Das kann man den Nandus, die wir auf den nächsten Kilometern treffen, ebensowenig erzählen wie dem anderen Viehzeug links und rechts der Straße, die uns gegen fünf nach Corrientes führt. Wir hatten uns online schon mal eine Hütte ausgeguckt und das Don Suites Aparthotel in der Calle Rioja wird es auch. 750 Pesos inkl. Parkplatz und Frühstück, also 50 Dollar mit dem kruden Umrechnungskurs – alles bestens. Vor allem die Lage: Wir sind direkt am Rio Parana, haben heute diagonal die Provinz Corrientes durchquert, bis wir jetzt in deren gleichnamiger Hauptstadt einen Moment die Füße hochlegen.

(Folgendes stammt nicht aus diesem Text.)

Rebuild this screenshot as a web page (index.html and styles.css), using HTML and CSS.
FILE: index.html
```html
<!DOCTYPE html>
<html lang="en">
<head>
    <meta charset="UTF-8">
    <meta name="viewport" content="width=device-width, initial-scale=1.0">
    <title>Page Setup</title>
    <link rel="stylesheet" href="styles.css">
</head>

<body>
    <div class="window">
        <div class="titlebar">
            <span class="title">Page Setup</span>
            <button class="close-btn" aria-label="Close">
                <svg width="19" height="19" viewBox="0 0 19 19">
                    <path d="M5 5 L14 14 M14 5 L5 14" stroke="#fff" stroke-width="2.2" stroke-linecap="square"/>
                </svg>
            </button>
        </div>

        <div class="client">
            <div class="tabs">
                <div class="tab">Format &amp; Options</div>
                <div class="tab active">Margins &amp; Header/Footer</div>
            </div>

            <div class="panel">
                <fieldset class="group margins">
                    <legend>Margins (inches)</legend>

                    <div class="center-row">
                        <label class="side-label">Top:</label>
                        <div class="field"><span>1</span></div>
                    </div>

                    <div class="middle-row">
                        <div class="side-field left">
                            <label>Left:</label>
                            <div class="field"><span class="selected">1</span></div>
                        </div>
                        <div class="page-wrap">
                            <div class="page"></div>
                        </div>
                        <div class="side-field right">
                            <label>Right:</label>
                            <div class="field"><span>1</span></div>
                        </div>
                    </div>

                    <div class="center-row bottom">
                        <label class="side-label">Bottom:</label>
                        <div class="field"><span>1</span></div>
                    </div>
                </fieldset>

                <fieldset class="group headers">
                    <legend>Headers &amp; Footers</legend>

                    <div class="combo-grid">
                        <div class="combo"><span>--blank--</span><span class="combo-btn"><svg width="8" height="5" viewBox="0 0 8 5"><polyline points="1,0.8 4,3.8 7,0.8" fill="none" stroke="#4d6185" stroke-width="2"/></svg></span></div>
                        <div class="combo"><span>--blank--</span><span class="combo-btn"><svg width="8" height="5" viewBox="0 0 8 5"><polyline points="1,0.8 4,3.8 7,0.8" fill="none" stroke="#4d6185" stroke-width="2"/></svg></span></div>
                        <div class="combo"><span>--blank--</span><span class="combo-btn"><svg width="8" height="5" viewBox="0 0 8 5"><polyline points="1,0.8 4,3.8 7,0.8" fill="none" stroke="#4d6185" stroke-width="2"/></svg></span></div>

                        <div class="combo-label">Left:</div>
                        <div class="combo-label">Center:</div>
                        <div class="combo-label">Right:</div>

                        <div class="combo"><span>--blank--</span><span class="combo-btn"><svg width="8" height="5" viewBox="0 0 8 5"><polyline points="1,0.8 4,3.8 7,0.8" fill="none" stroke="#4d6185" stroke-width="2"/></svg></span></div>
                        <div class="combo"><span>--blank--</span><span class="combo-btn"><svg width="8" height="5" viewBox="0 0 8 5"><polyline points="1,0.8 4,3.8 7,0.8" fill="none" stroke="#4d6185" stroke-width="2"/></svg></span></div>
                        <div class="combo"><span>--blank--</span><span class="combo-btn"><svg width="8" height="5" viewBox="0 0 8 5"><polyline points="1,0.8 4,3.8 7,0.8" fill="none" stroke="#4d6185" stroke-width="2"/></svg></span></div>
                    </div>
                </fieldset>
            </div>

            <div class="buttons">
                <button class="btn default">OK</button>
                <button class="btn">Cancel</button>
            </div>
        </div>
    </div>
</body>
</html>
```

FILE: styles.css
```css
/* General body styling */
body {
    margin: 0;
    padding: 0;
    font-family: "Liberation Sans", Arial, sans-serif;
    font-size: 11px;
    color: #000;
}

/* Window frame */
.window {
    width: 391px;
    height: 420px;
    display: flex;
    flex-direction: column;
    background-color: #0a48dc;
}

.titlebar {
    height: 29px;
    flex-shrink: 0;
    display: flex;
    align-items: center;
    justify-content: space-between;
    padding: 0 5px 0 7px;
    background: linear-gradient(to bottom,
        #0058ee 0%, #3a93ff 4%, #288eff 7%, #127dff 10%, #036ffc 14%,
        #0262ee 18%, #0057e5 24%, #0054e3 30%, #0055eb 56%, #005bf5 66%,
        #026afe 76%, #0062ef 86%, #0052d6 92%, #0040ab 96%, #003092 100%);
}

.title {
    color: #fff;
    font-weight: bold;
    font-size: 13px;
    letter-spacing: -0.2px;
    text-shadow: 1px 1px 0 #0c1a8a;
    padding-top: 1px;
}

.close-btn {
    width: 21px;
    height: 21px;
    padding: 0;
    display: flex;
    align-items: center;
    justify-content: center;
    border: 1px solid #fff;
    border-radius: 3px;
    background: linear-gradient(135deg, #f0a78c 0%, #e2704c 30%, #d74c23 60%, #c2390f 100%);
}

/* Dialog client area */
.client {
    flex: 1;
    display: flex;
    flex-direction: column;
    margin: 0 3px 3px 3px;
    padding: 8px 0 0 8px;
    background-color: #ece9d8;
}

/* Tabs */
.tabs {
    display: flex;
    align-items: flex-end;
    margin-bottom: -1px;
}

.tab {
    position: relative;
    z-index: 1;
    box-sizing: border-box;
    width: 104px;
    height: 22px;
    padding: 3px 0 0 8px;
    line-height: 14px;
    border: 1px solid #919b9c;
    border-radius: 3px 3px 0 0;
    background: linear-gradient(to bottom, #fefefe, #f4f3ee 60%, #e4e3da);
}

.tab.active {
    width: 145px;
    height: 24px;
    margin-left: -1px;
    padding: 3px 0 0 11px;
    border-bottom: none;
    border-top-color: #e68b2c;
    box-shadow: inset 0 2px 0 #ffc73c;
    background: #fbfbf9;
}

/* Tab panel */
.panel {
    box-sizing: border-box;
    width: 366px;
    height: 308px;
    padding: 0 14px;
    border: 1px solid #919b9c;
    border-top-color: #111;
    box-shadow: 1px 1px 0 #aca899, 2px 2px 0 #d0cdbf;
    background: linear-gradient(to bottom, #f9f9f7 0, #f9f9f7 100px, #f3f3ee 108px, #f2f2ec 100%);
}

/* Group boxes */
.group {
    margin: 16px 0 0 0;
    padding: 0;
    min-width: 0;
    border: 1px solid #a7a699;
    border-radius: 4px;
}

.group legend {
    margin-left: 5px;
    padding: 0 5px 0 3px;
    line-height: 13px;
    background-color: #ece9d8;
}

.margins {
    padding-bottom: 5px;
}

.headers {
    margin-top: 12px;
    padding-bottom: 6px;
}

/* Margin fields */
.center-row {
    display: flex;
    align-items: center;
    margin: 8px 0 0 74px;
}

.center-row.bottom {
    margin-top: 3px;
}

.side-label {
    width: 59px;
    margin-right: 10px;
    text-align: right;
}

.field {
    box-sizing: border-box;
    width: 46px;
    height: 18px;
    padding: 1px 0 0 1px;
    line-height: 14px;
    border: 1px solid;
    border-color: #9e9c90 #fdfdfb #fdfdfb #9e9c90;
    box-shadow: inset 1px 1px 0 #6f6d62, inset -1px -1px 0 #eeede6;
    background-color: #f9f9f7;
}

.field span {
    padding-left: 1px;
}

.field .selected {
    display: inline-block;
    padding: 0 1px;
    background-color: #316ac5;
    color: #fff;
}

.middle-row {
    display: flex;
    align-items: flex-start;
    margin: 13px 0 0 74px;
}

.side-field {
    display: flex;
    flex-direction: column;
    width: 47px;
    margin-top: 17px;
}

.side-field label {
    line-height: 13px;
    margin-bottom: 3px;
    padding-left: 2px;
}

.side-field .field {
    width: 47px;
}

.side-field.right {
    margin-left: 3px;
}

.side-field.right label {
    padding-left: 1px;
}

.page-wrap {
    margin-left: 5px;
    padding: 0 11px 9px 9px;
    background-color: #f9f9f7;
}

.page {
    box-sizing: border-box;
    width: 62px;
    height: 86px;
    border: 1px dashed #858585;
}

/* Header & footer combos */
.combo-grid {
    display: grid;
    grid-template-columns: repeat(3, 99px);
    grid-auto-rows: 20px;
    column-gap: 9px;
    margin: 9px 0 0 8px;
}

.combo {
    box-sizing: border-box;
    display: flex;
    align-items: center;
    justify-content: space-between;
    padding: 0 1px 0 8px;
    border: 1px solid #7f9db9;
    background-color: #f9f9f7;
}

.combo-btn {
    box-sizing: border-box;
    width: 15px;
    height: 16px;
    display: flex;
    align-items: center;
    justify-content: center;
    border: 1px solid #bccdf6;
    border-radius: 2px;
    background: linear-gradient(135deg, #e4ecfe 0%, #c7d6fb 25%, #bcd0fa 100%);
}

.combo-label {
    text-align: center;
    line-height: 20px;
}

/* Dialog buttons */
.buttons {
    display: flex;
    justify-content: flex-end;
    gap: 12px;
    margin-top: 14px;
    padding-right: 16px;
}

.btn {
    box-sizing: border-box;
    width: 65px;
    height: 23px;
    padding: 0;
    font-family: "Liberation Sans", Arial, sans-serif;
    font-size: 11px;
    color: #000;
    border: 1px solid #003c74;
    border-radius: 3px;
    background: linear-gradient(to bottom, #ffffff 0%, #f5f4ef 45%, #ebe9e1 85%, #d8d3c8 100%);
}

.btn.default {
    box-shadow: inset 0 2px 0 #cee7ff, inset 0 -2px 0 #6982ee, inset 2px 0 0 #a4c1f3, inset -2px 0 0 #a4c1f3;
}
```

Wir denken noch mal an all die Overlander, die jahrelang detailgenau ihren großen Trip planen und bei jedem Schritt hoffen, dass auch ja alles gut geht. Und dagegen wir. Kurzerhand online ein Auto gekauft, Pläne verworfen, eine Schlafstätte einzubauen oder einen Dachkoffer zu installieren – einfach los. Es gibt natürlich auch nichts, was wir versäumen: Wir haben ja nichts geplant. Das ist wirklich, wirklich gut! Sonst wären wir jetzt wahrscheinlich an der Küste von Uruguay, klappernd und frierend im Regen, würden morgen ins Museum wollen, um festzustellen, dass auch in diesem Land montags die Kunst ruht. Stattdessen sind wir auf Jück Richtung Wärme und Norden. Morgen gucken wir uns mal die Provinz Chaco ein bisschen näher an, deren Hauptstadt Residencia genau gegenüber von Corrientes liegt.